Crete by Irving Penn, 1964

Irving Penn began his work with Vogue magazine in 1943 and continued to contribute for many more decades to come. For Vogue, he would set his striking fashion photography and portraits at off-the-beaten-track locales.

In 1963, Penn had considered going to Turkey, but owing to political instability caused by conflict in Cyprus, he instead scouted locations on other Mediterranean islands.

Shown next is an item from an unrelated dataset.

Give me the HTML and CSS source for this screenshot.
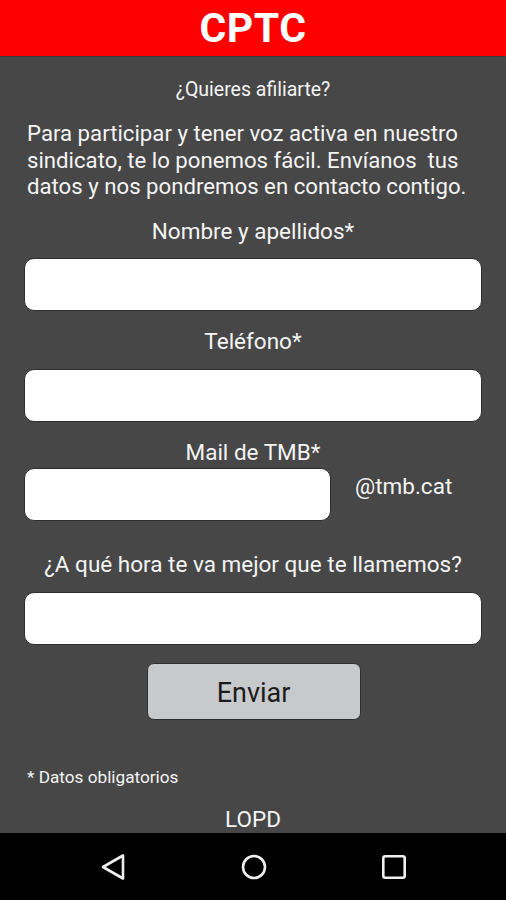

He determined that Crete’s Lasithi plateau, with its traditional way of life and hundreds of grain-grinding windmills, had great potential for a Vogue story.

The Lasithi had been settled since the Neolithic times (around 6000 BC), and had been continuously inhabited since the Minoan and Dorian times (except for a brief period during the Venetian occupation of Crete). The Psychro Cave there was considered to be the birthplace of Zeus ​​. More recently, it had played a role as hideout for fighters during the Greek War of Independence as well as the Axis occupation of Greece in World War II.

Penn made detailed notes of people, churches, foods, and landscapes, times of day for best light, and where a portable studio might be useful and returned the following year in 1964 with his assistant Gordon Munro. They rented out an almost-completed garage with north-facing bays for a studio, getting a plasterer to finish the wall they would use as a backdrop and “a kid to throw buckets of water on it every so often to make it mottled.” Thus, it replicated an old theater curtain Penn had in mind and used previously in Paris.

The resulting photoessay, filled with black-and-white portraits of “indomitable matriarchs” and “mountain men with deeply lined faces” appeared in Vogue (January 15, 1965 issue), the elders who seem like relicts from biblical times, the magazine noted.